DATA EXTRACT:
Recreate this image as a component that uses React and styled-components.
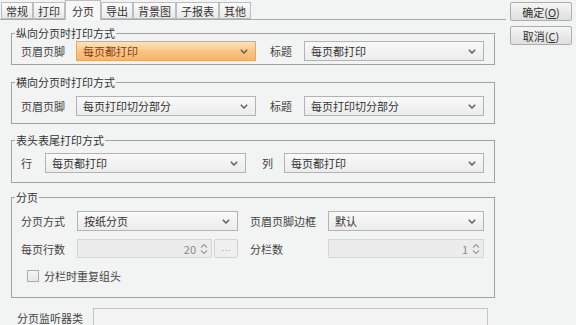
import React from "react";
import styled, { createGlobalStyle } from "styled-components";

const Global = createGlobalStyle`
  html, body { margin: 0; padding: 0; }
  body {
    background: #f2f3f3;
    font-family: "Noto Sans CJK SC", "Noto Sans", sans-serif;
    font-size: 11px;
    color: #3a3a3a;
    width: 576px;
    height: 325px;
    overflow: hidden;
  }
`;

const Page = styled.div`
  display: flex;
  width: 576px;
  height: 325px;
  overflow: hidden;
`;

const Main = styled.div`
  width: 506px;
  display: flex;
  flex-direction: column;
`;

const TabStrip = styled.div`
  display: flex;
  align-items: flex-end;
  height: 19px;
  padding-left: 1px;
  position: relative;
  z-index: 1;
`;

const Tab = styled.div`
  height: ${(p) => (p.$active ? 20 : 17)}px;
  margin-bottom: ${(p) => (p.$active ? -1 : 0)}px;
  padding: 0 ${(p) => (p.$active ? 6 : 4)}px;
  box-sizing: border-box;
  border: 1px solid #bdbdbd;
  border-bottom: ${(p) => (p.$active ? "none" : "1px solid #bdbdbd")};
  background: ${(p) =>
    p.$active ? "#f7f7f7" : "linear-gradient(#fbfbfb, #e9e9e9)"};
  display: flex;
  align-items: center;
  line-height: 14px;
  color: #333;
  white-space: nowrap;
`;

const Panel = styled.div`
  border-top: 1px solid #a9a9a9;
  padding: 6px 11px 0 11px;
  display: flex;
  flex-direction: column;
`;

const Group = styled.fieldset`
  margin: ${(p) => p.$mt || 0}px 0 0 0;
  padding: ${(p) => p.$pt}px 10px ${(p) => p.$pb}px 9px;
  border: 1px solid #a2a2a2;
  width: 484px;
  box-sizing: border-box;
  min-width: 0;
  display: flex;
  flex-direction: column;
  gap: ${(p) => p.$gap || 0}px;
`;

const Legend = styled.legend`
  padding: 0 1px;
  margin-left: -6px;
  line-height: 14px;
  font-size: 11px;
  color: #333;
`;

const Row = styled.div`
  display: flex;
  align-items: center;
  height: ${(p) => p.$h || 20}px;
`;

const Label = styled.span`
  width: ${(p) => p.$w}px;
  margin-left: ${(p) => p.$ml || 0}px;
  flex: none;
  white-space: nowrap;
  color: #444;
  line-height: 14px;
`;

const SelectBox = styled.div`
  width: ${(p) => p.$w}px;
  height: ${(p) => p.$h || 20}px;
  box-sizing: border-box;
  flex: none;
  border: 1px solid ${(p) => (p.$hot ? "#e9a65a" : "#b3b3b3")};
  background: ${(p) =>
    p.$hot
      ? "linear-gradient(#fde3bd, #f9c47f 55%, #f6b66b)"
      : "linear-gradient(#f9f9f9, #ececec)"};
  display: flex;
  align-items: center;
  padding: 0 7px 0 6px;
  color: ${(p) => (p.$hot ? "#8a3a1c" : "#333")};
`;

const Value = styled.span`
  flex: 1;
  white-space: nowrap;
  line-height: 14px;
`;

const Chevron = () => (
  <svg width="8" height="5" viewBox="0 0 8 5">
    <path d="M0.8 0.8 L4 4 L7.2 0.8" fill="none" stroke="#606060" strokeWidth="1.5" />
  </svg>
);

const Select = ({ w, hot, children }) => (
  <SelectBox $w={w} $hot={hot}>
    <Value>{children}</Value>
    <Chevron />
  </SelectBox>
);

const SpinBox = styled.div`
  width: ${(p) => p.$w}px;
  height: 19px;
  box-sizing: border-box;
  flex: none;
  border: 1px solid #d6d6d6;
  background: #ececec;
  display: flex;
  align-items: center;
  justify-content: flex-end;
  gap: 4px;
  padding: 0 3px 0 6px;
  color: #8a8a8a;
`;

const SpinArrows = () => (
  <svg width="8" height="12" viewBox="0 0 8 12">
    <path d="M1 4.5 L4 1.5 L7 4.5" fill="none" stroke="#9a9a9a" strokeWidth="1.2" />
    <path d="M1 7.5 L4 10.5 L7 7.5" fill="none" stroke="#9a9a9a" strokeWidth="1.2" />
  </svg>
);

const Spinner = ({ w, children }) => (
  <SpinBox $w={w}>
    <span>{children}</span>
    <SpinArrows />
  </SpinBox>
);

const DotButton = styled.div`
  width: 24px;
  height: 19px;
  margin-left: 2px;
  box-sizing: border-box;
  flex: none;
  border: 1px solid #d4d4d4;
  border-radius: 2px;
  background: #efefef;
  color: #a0a0a0;
  font-size: 9px;
  display: flex;
  align-items: flex-end;
  justify-content: center;
  line-height: 12px;
`;

const CheckRow = styled.label`
  display: flex;
  align-items: center;
  gap: 5px;
  margin-left: 6px;
  height: 14px;
  color: #444;
`;

const Box = styled.span`
  width: 10px;
  height: 10px;
  border: 1px solid #acacac;
  background: linear-gradient(#f4f4f4, #e6e6e6);
  flex: none;
`;

const BottomRow = styled.div`
  display: flex;
  align-items: flex-start;
  margin-top: 10px;
  padding-left: 6px;
`;

const Input = styled.div`
  width: 395px;
  height: 20px;
  box-sizing: border-box;
  border: 1px solid #c4c4c4;
  background: #f4f4f4;
`;

const BottomLabel = styled.span`
  width: 76px;
  padding-top: 3px;
  color: #444;
  line-height: 14px;
  white-space: nowrap;
`;

const Side = styled.div`
  display: flex;
  flex-direction: column;
  gap: 5px;
  padding: 2px 0 0 4px;
`;

const Button = styled.button`
  width: 62px;
  height: 19px;
  padding: 0;
  font-family: inherit;
  font-size: 11px;
  color: #333;
  border: 1px solid #adadad;
  border-radius: 2px;
  background: linear-gradient(#f6f6f6, #dedede);
  line-height: 14px;
  u { text-decoration: underline; }
`;

const tabs = ["常规", "打印", "分页", "导出", "背景图", "子报表", "其他"];

export default function App() {
  return (
    <>
      <Global />
      <Page>
        <Main>
          <TabStrip>
            {tabs.map((t) => (
              <Tab key={t} $active={t === "分页"}>
                {t}
              </Tab>
            ))}
          </TabStrip>
          <Panel>
            <Group $pt={1} $pb={3}>
              <Legend>纵向分页时打印方式</Legend>
              <Row>
                <Label $w={55}>页眉页脚</Label>
                <Select w={180} hot>
                  每页都打印
                </Select>
                <Label $w={34} $ml={14}>
                  标题
                </Label>
                <Select w={180}>每页都打印</Select>
              </Row>
            </Group>
            <Group $pt={7} $pb={7} $mt={10}>
              <Legend>横向分页时打印方式</Legend>
              <Row>
                <Label $w={55}>页眉页脚</Label>
                <Select w={180}>每页打印切分部分</Select>
                <Label $w={34} $ml={14}>
                  标题
                </Label>
                <Select w={180}>每页打印切分部分</Select>
              </Row>
            </Group>
            <Group $pt={6} $pb={9} $mt={9}>
              <Legend>表头表尾打印方式</Legend>
              <Row>
                <Label $w={24}>行</Label>
                <Select w={201}>每页都打印</Select>
                <Label $w={22} $ml={16}>
                  列
                </Label>
                <Select w={200}>每页都打印</Select>
              </Row>
            </Group>
            <Group $pt={7} $pb={14} $mt={7} $gap={8}>
              <Legend>分页</Legend>
              <Row>
                <Label $w={56}>分页方式</Label>
                <Select w={161}>按纸分页</Select>
                <Label $w={78} $ml={12}>
                  页眉页脚边框
                </Label>
                <Select w={156}>默认</Select>
              </Row>
              <Row $h={19}>
                <Label $w={56}>每页行数</Label>
                <Spinner w={135}>20</Spinner>
                <DotButton>…</DotButton>
                <Label $w={78} $ml={12}>
                  分栏数
                </Label>
                <Spinner w={156}>1</Spinner>
              </Row>
              <CheckRow style={{ marginTop: 3 }}>
                <Box />
                分栏时重复组头
              </CheckRow>
            </Group>
            <BottomRow>
              <BottomLabel>分页监听器类</BottomLabel>
              <Input />
            </BottomRow>
          </Panel>
        </Main>
        <Side>
          <Button>
            确定(<u>O</u>)
          </Button>
          <Button>
            取消(<u>C</u>)
          </Button>
        </Side>
      </Page>
    </>
  );
}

WORK TO COMPLETE: Find each line that has the word "React", then copy it out.

COMPLETE ANSWER:
Recreate this image as a component that uses React and styled-components.
import React from "react";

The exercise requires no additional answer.